What this task involves:
Read the records below. Copy each line where the string "screenshot" occurs.

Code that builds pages
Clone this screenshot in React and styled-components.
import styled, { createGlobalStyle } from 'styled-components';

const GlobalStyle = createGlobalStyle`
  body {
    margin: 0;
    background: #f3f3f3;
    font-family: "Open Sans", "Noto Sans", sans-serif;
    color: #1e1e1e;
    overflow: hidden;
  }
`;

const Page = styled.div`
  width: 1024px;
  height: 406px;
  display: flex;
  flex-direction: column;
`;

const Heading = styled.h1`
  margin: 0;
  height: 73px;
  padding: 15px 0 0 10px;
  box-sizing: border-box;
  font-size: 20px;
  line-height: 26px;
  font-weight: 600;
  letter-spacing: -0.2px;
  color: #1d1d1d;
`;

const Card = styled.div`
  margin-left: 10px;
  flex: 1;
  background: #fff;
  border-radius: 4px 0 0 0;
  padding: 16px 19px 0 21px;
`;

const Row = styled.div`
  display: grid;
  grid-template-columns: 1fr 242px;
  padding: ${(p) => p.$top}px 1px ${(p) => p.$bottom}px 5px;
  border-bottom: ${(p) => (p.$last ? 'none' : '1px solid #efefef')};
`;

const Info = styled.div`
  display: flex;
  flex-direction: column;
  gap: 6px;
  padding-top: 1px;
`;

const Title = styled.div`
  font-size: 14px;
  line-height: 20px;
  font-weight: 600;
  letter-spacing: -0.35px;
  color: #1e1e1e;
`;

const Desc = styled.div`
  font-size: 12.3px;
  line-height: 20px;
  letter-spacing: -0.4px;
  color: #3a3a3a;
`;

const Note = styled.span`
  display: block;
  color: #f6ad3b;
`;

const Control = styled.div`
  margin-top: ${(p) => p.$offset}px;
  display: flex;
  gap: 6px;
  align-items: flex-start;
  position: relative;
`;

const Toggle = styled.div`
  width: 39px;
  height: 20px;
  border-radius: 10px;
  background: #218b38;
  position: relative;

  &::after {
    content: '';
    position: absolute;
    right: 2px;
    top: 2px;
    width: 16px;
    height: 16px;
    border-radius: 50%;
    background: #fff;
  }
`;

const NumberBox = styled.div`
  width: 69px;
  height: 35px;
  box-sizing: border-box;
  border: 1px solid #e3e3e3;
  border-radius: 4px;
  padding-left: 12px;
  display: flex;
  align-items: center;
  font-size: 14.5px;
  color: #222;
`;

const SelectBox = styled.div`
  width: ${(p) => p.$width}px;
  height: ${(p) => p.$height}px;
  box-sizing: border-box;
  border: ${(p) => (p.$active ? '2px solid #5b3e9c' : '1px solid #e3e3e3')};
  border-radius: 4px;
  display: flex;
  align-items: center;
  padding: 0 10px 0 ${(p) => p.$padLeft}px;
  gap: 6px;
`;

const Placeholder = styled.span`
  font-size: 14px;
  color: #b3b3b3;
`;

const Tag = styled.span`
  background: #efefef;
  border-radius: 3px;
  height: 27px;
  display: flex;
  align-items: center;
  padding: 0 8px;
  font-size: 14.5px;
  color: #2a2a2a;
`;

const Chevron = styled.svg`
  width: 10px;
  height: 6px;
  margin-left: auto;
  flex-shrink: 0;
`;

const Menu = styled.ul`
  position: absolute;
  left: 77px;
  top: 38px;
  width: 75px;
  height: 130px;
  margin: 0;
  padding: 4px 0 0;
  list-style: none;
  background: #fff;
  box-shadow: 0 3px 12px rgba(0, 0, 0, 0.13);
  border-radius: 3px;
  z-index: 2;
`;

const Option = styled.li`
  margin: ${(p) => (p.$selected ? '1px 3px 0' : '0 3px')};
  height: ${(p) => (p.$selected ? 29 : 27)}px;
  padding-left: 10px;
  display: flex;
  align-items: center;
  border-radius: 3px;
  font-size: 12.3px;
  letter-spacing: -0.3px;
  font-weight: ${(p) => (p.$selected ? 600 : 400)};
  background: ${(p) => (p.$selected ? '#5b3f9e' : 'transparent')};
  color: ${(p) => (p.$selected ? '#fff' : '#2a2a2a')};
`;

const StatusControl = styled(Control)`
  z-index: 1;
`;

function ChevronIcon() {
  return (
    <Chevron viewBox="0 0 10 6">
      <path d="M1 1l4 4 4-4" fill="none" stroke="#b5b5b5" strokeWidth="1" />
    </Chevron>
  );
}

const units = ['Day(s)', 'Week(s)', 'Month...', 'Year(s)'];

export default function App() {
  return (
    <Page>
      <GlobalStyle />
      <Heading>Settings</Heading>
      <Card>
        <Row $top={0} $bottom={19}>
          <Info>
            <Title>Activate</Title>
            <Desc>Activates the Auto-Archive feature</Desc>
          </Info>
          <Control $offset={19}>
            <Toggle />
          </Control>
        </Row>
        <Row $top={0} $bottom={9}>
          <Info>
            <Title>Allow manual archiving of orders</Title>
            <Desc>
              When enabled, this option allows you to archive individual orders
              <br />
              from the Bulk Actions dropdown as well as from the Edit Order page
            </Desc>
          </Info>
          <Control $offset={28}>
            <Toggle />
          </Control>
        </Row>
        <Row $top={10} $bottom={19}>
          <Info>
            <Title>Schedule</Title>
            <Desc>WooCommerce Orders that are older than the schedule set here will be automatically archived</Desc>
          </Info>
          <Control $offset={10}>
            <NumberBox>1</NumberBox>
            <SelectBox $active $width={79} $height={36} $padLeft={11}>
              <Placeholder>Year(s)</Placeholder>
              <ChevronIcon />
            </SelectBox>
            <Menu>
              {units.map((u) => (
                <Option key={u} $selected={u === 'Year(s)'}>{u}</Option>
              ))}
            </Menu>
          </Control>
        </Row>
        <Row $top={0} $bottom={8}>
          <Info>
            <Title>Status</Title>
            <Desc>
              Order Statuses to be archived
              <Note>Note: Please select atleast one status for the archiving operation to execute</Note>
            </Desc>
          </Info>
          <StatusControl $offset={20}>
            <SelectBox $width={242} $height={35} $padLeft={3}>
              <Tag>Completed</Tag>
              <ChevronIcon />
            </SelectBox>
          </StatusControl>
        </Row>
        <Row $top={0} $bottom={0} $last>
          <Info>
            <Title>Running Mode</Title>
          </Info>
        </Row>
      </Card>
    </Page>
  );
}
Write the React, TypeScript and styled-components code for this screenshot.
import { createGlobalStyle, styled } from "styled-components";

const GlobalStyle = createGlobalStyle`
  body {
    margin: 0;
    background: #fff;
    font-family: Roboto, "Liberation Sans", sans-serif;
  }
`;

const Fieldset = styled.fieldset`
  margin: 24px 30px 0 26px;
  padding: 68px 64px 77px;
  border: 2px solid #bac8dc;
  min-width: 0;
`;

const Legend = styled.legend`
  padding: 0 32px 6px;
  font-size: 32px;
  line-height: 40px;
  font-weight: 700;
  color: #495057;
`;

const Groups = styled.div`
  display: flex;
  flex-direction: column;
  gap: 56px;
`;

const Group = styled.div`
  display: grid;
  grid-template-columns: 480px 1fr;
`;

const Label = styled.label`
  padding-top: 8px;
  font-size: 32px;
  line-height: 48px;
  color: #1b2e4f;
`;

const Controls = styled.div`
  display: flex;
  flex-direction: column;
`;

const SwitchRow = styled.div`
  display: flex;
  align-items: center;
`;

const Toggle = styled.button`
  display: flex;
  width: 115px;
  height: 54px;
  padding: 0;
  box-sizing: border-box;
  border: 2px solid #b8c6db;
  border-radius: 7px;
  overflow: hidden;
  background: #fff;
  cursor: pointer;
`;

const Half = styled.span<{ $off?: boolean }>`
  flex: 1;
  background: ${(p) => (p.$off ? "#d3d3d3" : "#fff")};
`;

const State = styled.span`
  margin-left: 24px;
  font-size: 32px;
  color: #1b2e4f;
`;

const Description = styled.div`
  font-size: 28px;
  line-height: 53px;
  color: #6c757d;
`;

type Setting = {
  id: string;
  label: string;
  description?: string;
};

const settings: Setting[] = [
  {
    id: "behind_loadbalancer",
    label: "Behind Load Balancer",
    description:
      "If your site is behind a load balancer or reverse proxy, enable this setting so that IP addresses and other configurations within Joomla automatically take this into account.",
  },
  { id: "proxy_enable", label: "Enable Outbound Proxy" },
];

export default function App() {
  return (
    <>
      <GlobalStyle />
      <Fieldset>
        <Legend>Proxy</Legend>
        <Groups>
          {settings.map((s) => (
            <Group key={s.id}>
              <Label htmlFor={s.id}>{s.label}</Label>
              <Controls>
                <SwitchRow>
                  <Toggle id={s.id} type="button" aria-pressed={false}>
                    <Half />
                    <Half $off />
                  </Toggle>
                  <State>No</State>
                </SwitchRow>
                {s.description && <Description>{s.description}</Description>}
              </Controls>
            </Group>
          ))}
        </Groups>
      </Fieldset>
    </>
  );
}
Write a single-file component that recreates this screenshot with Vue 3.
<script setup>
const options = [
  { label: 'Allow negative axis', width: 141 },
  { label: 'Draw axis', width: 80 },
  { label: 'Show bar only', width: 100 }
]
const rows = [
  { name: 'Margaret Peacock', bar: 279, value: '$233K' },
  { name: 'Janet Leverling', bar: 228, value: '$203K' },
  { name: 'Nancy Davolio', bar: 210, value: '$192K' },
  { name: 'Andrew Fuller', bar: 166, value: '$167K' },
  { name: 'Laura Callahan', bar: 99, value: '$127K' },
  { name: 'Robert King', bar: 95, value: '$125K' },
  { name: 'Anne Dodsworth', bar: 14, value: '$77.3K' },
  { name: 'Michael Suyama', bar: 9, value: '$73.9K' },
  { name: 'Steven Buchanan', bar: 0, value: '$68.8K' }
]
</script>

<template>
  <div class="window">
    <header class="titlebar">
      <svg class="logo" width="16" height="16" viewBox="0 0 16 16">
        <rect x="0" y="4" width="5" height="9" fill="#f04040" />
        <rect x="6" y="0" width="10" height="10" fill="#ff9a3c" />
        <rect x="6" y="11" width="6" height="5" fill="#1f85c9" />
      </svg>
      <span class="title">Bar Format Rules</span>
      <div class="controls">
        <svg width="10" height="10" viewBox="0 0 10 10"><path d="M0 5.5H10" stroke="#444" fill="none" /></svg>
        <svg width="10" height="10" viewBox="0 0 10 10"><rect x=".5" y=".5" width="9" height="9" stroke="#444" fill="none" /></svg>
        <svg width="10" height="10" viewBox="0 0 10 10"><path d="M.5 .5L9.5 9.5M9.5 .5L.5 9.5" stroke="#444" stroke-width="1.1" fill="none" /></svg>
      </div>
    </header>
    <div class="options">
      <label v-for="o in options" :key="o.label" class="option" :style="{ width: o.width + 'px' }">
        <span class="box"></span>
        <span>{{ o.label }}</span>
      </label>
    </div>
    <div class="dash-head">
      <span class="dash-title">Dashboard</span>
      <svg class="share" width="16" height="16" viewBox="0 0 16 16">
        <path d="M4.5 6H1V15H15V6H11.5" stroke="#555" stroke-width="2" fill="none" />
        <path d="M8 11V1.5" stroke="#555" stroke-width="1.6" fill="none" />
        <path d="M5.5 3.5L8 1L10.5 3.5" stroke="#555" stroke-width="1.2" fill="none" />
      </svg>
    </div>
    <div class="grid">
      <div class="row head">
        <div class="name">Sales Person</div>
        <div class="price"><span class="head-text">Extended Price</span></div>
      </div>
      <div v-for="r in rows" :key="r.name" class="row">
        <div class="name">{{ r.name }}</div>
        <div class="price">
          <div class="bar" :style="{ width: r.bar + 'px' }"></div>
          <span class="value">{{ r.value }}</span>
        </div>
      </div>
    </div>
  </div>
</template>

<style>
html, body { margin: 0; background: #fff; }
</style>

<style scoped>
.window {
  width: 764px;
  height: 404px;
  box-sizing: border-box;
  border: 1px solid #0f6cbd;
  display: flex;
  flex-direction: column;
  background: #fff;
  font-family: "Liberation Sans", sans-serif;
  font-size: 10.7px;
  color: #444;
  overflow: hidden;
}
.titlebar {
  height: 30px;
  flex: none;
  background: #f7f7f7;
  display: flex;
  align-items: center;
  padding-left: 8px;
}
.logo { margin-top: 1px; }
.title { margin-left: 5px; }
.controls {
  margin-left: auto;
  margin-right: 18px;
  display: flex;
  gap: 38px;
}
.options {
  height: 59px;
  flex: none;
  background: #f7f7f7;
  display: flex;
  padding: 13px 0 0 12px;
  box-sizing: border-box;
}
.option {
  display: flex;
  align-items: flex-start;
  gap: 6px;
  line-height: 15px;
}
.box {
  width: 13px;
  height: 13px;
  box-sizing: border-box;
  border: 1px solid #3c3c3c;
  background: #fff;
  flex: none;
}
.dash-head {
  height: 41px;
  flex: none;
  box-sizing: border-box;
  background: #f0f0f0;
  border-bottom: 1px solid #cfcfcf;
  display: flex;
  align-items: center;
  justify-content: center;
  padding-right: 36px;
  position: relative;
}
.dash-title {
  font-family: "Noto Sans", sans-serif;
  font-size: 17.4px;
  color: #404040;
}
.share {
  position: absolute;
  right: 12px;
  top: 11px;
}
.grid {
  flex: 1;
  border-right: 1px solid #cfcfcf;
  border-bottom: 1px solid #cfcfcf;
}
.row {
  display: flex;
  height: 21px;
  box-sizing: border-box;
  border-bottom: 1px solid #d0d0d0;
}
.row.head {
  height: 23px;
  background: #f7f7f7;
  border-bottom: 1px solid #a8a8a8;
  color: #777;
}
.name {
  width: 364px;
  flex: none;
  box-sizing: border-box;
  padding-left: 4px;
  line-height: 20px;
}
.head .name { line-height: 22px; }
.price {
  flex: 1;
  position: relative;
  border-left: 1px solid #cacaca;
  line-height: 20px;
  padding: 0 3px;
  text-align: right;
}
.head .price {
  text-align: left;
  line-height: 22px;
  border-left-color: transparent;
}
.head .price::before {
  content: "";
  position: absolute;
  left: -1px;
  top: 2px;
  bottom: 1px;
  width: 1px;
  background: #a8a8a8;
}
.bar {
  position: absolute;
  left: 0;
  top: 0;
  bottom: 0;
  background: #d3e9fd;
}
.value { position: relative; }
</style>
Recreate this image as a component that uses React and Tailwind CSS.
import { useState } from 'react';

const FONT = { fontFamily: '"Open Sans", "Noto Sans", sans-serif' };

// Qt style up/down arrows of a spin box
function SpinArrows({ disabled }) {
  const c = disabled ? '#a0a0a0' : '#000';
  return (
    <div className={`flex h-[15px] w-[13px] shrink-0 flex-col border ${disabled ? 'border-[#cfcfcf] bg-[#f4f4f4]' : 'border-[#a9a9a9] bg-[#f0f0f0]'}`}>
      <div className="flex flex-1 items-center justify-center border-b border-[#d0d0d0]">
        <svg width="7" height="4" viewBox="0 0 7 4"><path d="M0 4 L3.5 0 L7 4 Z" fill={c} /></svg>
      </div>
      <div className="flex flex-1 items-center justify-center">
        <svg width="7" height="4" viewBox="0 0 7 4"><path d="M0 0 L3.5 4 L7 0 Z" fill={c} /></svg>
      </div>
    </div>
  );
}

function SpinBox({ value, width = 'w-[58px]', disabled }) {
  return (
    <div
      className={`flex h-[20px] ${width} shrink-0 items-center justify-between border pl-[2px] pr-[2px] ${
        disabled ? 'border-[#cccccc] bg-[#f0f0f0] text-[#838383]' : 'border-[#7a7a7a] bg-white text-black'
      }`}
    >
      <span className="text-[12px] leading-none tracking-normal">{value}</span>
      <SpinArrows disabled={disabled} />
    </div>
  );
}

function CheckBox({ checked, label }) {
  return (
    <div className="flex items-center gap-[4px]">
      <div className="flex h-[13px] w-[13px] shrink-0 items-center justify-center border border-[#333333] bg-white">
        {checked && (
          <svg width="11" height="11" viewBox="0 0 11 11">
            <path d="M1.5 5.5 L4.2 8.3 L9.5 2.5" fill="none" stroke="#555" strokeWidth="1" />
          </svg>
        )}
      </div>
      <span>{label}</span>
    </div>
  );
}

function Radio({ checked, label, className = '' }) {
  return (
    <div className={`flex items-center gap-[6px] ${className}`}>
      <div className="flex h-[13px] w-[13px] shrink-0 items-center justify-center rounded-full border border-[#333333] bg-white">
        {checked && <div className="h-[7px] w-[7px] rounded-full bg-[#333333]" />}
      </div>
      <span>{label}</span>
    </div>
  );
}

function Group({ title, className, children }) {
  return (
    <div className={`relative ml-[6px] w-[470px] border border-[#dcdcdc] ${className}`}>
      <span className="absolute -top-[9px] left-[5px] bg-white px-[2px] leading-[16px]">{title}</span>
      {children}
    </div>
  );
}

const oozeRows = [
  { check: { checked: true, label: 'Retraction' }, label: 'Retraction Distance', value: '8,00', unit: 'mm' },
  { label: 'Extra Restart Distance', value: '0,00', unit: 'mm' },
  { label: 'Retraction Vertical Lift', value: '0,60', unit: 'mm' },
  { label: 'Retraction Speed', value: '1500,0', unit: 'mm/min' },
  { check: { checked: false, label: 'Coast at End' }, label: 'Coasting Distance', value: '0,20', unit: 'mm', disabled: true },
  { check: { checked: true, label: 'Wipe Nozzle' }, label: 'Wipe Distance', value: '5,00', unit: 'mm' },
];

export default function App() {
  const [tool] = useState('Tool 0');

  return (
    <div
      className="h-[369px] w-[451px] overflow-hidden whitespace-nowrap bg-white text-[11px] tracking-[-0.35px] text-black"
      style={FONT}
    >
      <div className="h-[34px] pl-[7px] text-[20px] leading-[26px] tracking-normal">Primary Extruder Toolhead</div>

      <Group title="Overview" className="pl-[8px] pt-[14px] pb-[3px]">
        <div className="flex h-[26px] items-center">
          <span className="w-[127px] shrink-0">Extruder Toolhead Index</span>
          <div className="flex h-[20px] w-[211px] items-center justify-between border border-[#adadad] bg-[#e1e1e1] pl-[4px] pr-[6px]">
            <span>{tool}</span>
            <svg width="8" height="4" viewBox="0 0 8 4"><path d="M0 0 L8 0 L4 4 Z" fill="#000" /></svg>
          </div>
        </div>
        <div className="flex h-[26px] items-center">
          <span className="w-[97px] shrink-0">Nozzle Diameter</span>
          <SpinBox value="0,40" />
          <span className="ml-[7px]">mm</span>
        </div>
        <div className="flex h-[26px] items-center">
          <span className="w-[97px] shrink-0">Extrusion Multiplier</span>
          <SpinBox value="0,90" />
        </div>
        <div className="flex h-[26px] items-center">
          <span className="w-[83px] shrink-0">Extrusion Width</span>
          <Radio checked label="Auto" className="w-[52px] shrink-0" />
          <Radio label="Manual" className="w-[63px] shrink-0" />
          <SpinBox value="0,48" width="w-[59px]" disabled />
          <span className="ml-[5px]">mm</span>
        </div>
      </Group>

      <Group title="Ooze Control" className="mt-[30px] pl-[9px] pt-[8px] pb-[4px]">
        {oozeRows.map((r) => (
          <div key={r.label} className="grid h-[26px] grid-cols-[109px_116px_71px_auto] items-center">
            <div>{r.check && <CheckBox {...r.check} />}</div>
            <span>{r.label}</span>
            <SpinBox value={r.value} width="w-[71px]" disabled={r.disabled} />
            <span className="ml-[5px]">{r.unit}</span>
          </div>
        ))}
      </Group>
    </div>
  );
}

Solution:
Clone this screenshot in React and styled-components.
Write the React, TypeScript and styled-components code for this screenshot.
Write a single-file component that recreates this screenshot with Vue 3.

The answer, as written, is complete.